Lets rewind a bit and talk about blueprints, which many software projects do not
have. In the face of changing requirements, a good architect would hopefully go
back and consult blueprints. A good architect is bound by the cost and time of
construction. [For some reason, we often don't consider the realities of
software costs, but that is for another post.] The plans will be adjusted
significantly before construction starts, but once it is underway very little
adjustment can happen. Certainly, any features added will be added at great
cost. The architect usually does not have a house which can be reconfigured to
fit the whims of a vast array once the house is constructed because a house is a
small project.

Software does not share the same costs associated with physical
construction. Most developers, myself absolutely included, will write software
before the problem is well defined. We will write software just to define a
problem. If not for the incredibly low cost of experimentation, this would be
similar to building a house to see if you thought it would be livable. We have
no other way to experiment with the objects that we create so we write code and
use it. Not using the code you write means you are not writing the right
code. One industry term for this is a 'spike' and it is similar to a first draft
of some house blueprints.

Yet there's a hidden danger in these small projects; spikes are often not thrown
away. Instead, you decide to keep it and cultivate it. Now you're starting to
add on that extra story or two or three. I like to imagine this is like an
architect taking a bungalow and making it a five bedroom mansion. There's little
thought given to projects the size of a house, but we will use them anyway
because they seem useful. Even less obvious is how much complexity gets added to
these small projects. Rather than only adding on a few bedrooms or an extra
floor, we are able to grow these projects into skyscrapers.

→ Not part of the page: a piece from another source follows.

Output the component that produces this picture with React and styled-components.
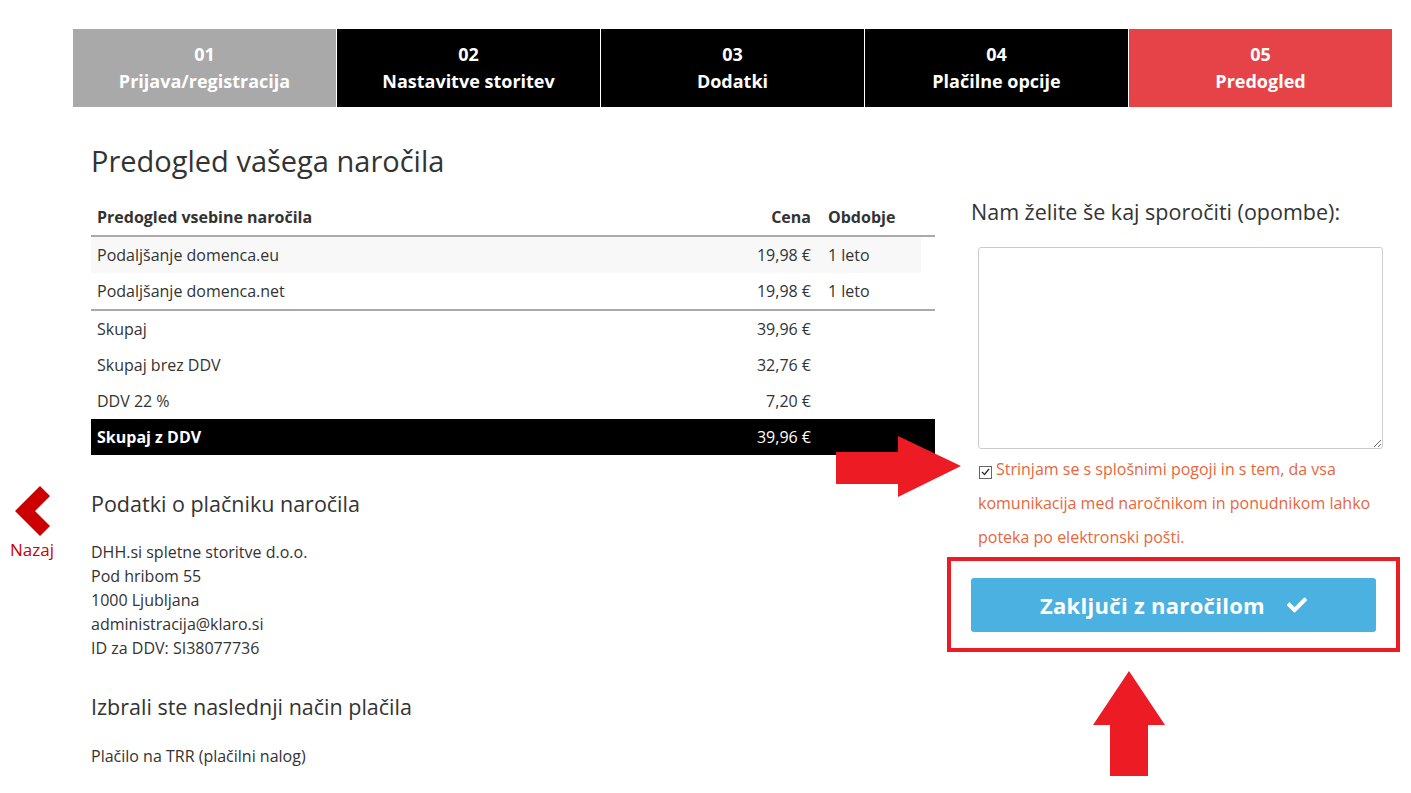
import React from "react";
import styled, { createGlobalStyle } from "styled-components";
import { FaCheck } from "react-icons/fa";

const GlobalStyle = createGlobalStyle`
  html, body {
    margin: 0;
    padding: 0;
    background: #fff;
  }
  body {
    font-family: "Open Sans", "Noto Sans", "Liberation Sans", sans-serif;
    color: #333;
  }
`;

const Page = styled.div`
  position: relative;
  display: flex;
  width: 1411px;
  min-height: 793px;
  overflow: hidden;
`;

const Side = styled.div`
  width: 73px;
  flex: none;
  display: flex;
  flex-direction: column;
  align-items: flex-start;
  padding-top: 486px;
  box-sizing: border-box;
`;

const BackLink = styled.a`
  display: flex;
  flex-direction: column;
  align-items: center;
  width: 64px;
  color: #cc0000;
  font-size: 17px;
  text-decoration: none;
  gap: 2px;
`;

const Main = styled.div`
  width: 1319px;
  padding-top: 29px;
`;

const Steps = styled.div`
  display: grid;
  grid-template-columns: repeat(5, 1fr);
  gap: 1px;
  background: #fff;
`;

const Step = styled.div`
  height: 78px;
  display: flex;
  flex-direction: column;
  align-items: center;
  justify-content: center;
  color: #fff;
  font-weight: 700;
  font-size: 18px;
  line-height: 27px;
  background: ${(p) =>
    p.$state === "done" ? "#a9a9a9" : p.$state === "active" ? "#e54348" : "#000"};
`;

const Content = styled.div`
  display: grid;
  grid-template-columns: 844px 1fr;
  padding-left: 18px;
  column-gap: 36px;
`;

const Left = styled.div`
  padding-top: 36px;
`;

const Right = styled.div`
  padding-top: 91px;
  padding-right: 10px;
`;

const Title = styled.h1`
  margin: 0 0 20px;
  font-size: 29px;
  font-weight: 500;
  line-height: 36px;
  color: #333;
`;

const Table = styled.table`
  width: 100%;
  border-collapse: collapse;
  font-size: 16px;
  color: #333;
`;

const Th = styled.th`
  height: 36px;
  padding: 0 6px 0 ${(p) => p.$pl || "6px"};
  font-weight: 700;
  text-align: ${(p) => (p.$right ? "right" : "left")};
  border-bottom: 2px solid #aaa;
  width: ${(p) => p.$w || "auto"};
`;

const Row = styled.tr`
  td {
    height: 36px;
    padding: 0 6px;
    white-space: nowrap;
  }
  td:nth-child(3) {
    padding-left: 11px;
  }
  td:not(:last-child) {
    background: ${(p) => (p.$striped ? "#f8f8f8" : "transparent")};
  }
  ${(p) => p.$divider && "td { border-bottom: 2px solid #aaa; }"}
  ${(p) =>
    p.$total &&
    `td { background: #000 !important; color: #fff; } td:first-child { font-weight: 700; }`}
`;

const Num = styled.td`
  text-align: right;
`;

const SectionTitle = styled.h2`
  margin: ${(p) => p.$m || "0"};
  font-size: 21.5px;
  font-weight: 500;
  line-height: 28px;
  color: #333;
`;

const Lines = styled.div`
  font-size: 16px;
  line-height: 24px;
  color: #333;
`;

const Textarea = styled.textarea`
  display: block;
  box-sizing: border-box;
  width: 405px;
  height: 202px;
  margin: 21px 0 0 7px;
  border: 1px solid #ccc;
  border-radius: 3px;
  resize: both;
  font-family: inherit;
`;

const Terms = styled.label`
  display: block;
  margin: 3px 0 0 7px;
  width: 424px;
  font-size: 16px;
  line-height: 34px;
  color: #e8663e;
`;

const CheckBox = styled.span`
  display: inline-flex;
  align-items: center;
  justify-content: center;
  box-sizing: border-box;
  width: 13px;
  height: 13px;
  margin: 0 4px 0 1px;
  vertical-align: -1px;
  border: 1px solid #666;
  background: #fff;
`;

const Submit = styled.button`
  display: flex;
  align-items: center;
  justify-content: center;
  gap: 22px;
  width: 405px;
  height: 54px;
  margin-top: 24px;
  border: 0;
  border-radius: 3px;
  background: #4ab1e0;
  color: #fff;
  font-family: inherit;
  font-size: 22px;
  font-weight: 700;
  letter-spacing: 0.3px;
  cursor: pointer;
`;

const Highlight = styled.div`
  position: absolute;
  left: 947px;
  top: 557px;
  width: 453px;
  height: 95px;
  box-sizing: border-box;
  border: 4px solid #ed1c24;
  pointer-events: none;
`;

const Arrow = styled.svg`
  position: absolute;
  left: ${(p) => p.$x}px;
  top: ${(p) => p.$y}px;
  pointer-events: none;
`;

const items = [
  { name: "Podaljšanje domenca.eu", price: "19,98 €", period: "1 leto" },
  { name: "Podaljšanje domenca.net", price: "19,98 €", period: "1 leto" },
];

const totals = [
  { name: "Skupaj", price: "39,96 €" },
  { name: "Skupaj brez DDV", price: "32,76 €" },
  { name: "DDV 22 %", price: "7,20 €" },
];

const steps = [
  ["01", "Prijava/registracija", "done"],
  ["02", "Nastavitve storitev", ""],
  ["03", "Dodatki", ""],
  ["04", "Plačilne opcije", ""],
  ["05", "Predogled", "active"],
];

export default function App() {
  return (
    <>
      <GlobalStyle />
      <Page>
        <Side>
          <BackLink href="#">
            <svg width="36" height="50" viewBox="0 0 36 50">
              <polygon points="26,0 36,10 21,25 36,40 26,50 1,25" fill="#cc0000" />
            </svg>
            Nazaj
          </BackLink>
        </Side>
        <Main>
          <Steps>
            {steps.map(([n, label, state]) => (
              <Step key={n} $state={state}>
                <span>{n}</span>
                <span>{label}</span>
              </Step>
            ))}
          </Steps>
          <Content>
            <Left>
              <Title>Predogled vašega naročila</Title>
              <Table>
                <thead>
                  <tr>
                    <Th>Predogled vsebine naročila</Th>
                    <Th $right $w="90px">Cena</Th>
                    <Th $w="87px" $pl="11px">Obdobje</Th>
                    <Th $w="2px" />
                  </tr>
                </thead>
                <tbody>
                  {items.map((it, i) => (
                    <Row key={it.name} $striped={i === 0} $divider={i === items.length - 1}>
                      <td>{it.name}</td>
                      <Num>{it.price}</Num>
                      <td>{it.period}</td>
                      <td />
                    </Row>
                  ))}
                  {totals.map((t) => (
                    <Row key={t.name}>
                      <td>{t.name}</td>
                      <Num>{t.price}</Num>
                      <td />
                      <td />
                    </Row>
                  ))}
                  <Row $total>
                    <td>Skupaj z DDV</td>
                    <Num>39,96 €</Num>
                    <td />
                    <td />
                  </Row>
                </tbody>
              </Table>

              <SectionTitle $m="35px 0 22px">Podatki o plačniku naročila</SectionTitle>
              <Lines>
                DHH.si spletne storitve d.o.o.
                <br />
                Pod hribom 55
                <br />
                1000 Ljubljana
                <br />
                administracija@klaro.si
                <br />
                ID za DDV: SI38077736
              </Lines>

              <SectionTitle $m="33px 0 23px">Izbrali ste naslednji način plačila</SectionTitle>
              <Lines>Plačilo na TRR (plačilni nalog)</Lines>
            </Left>

            <Right>
              <SectionTitle>Nam želite še kaj sporočiti (opombe):</SectionTitle>
              <Textarea />
              <Terms>
                <CheckBox>
                  <svg width="9" height="8" viewBox="0 0 9 8">
                    <polyline points="1,4 3.5,6.5 8,1" fill="none" stroke="#333" strokeWidth="1.4" />
                  </svg>
                </CheckBox>
                Strinjam se s splošnimi pogoji in s tem, da vsa komunikacija med naročnikom in
                ponudnikom lahko poteka po elektronski pošti.
              </Terms>
              <Submit>
                Zaključi z naročilom
                <FaCheck size={20} />
              </Submit>
            </Right>
          </Content>
        </Main>

        <Highlight />
        <Arrow $x={836} $y={436} width="126" height="62" viewBox="0 0 126 62">
          <polygon points="0,16 62,16 62,0 125,30 62,61 62,48 0,48" fill="#ed1c24" />
        </Arrow>
        <Arrow $x={1092} $y={671} width="74" height="106" viewBox="0 0 74 106">
          <polygon points="37,0 73,54 56,54 56,105 18,105 18,54 1,54" fill="#ed1c24" />
        </Arrow>
      </Page>
    </>
  );
}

Suppose that you are designing a sports stadium. You know the stadium will be
utilized for many kinds of events only some of which you can plan for now. Given
the size of the project, a requirement for this structure is allowing the space
to be configured for many purposes. If you've never seen a floor change at an
arena like Madison Square Garden, they can take the main area of the arena from
hockey rink to basketball court to a concert hall in a matter of hours. All of
this is possible because the actual structure of the arena is simple and the
important features are configurable.

This stadium is carefully designed to make what must be changed flexible, while
keeping the remainder of the stadium static. Our architect has planned a sports
stadium to host a variety of events by using a loosely specified floor as the
foundation of the space. The administrators are free to fill that blank space
with a components such as basketball courts or concert stages and seating. The
outer shell of the stadium is much more rigid and can be that way because it has
the very clear task of seating a majority of the spectators.

Enter the configuration. By giving ever user a number of switches they can flip
on and off, the sky-scraping sports stadium can be molded to fit a variety of
uses. How do you even decide what should be configurable and what should be
static? Well, I've seen a variety of approaches, but usually whatever becomes
configurable is based on who wants a feature regardless of its benefit to the
overall project. If you're a developer working on this project, you will
probably "nerd out" and hack configuration into the code. It'll be challenging
and you love challenges; that's why you write software. Alas, I pity the poor
user's who end up on the receiving end of projects like these. At this point
they could be using the code because they wanted a house, a skyscraper, a
basketball court, or a concert hall. They will have to accept some complexity
and a lot of compromise with the configuration.

The worst part of large configurable software is that it tries to be everything
to everyone and ends up exposing a poor control mechanism for the solutions it
offers. Configuration is not a good API. It it completely tied to implementation
details of the configured application. It can only be tested through careful and
fragile integration tests. It often suffers from minimal documentation and
documentation drift. A typical user is just not prepared for that.

Configurations are not a rich data source. They are not a formal language which
we can reason about. Treating configuration as code is "bad". For anything
complex you have to write custom code around the existing project which was
never designed to be a library. The problem of configuration is so bad now that
we have entire projects dedicated to managing the configurations of other
projects. There are clearly some things that you would want to manage like user
accounts and network configuration, but there's also a large subset of projects
where your only way to deploy them is to fiddle with their configurations.

When you are designing and publishing libraries that do explicit tasks, you are
giving users all the power. They are free to select and compose your library's
features to get the functionality they require. If they do want to allow
configuration of these features in their system, they are absolutely free to do
that. They are the domain experts for their deployment. Pushing the
configuration upstream to where it is actually used puts the choice of how and
what can be configured in the experts hands. You no longer need to make any
assumptions about which knobs people will need.

Everything can't be configurable, it's just not sustainable. We need more
libraries. We don't need a command line interface with lots of options for every
tool out there. We don't need more glue layers for the sake of
configuration. Just write a decent library that does a thing or two really well
and test the hell out of it. When you consider the amount of fiddling people do
with configurations, this is a significant simplification for the implementation
of their system. You are putting the control back into the users hands, although
they might not always see it that way. Remember, when you let someone configure
your code, they're trusting you. Don't make promises you can't keep.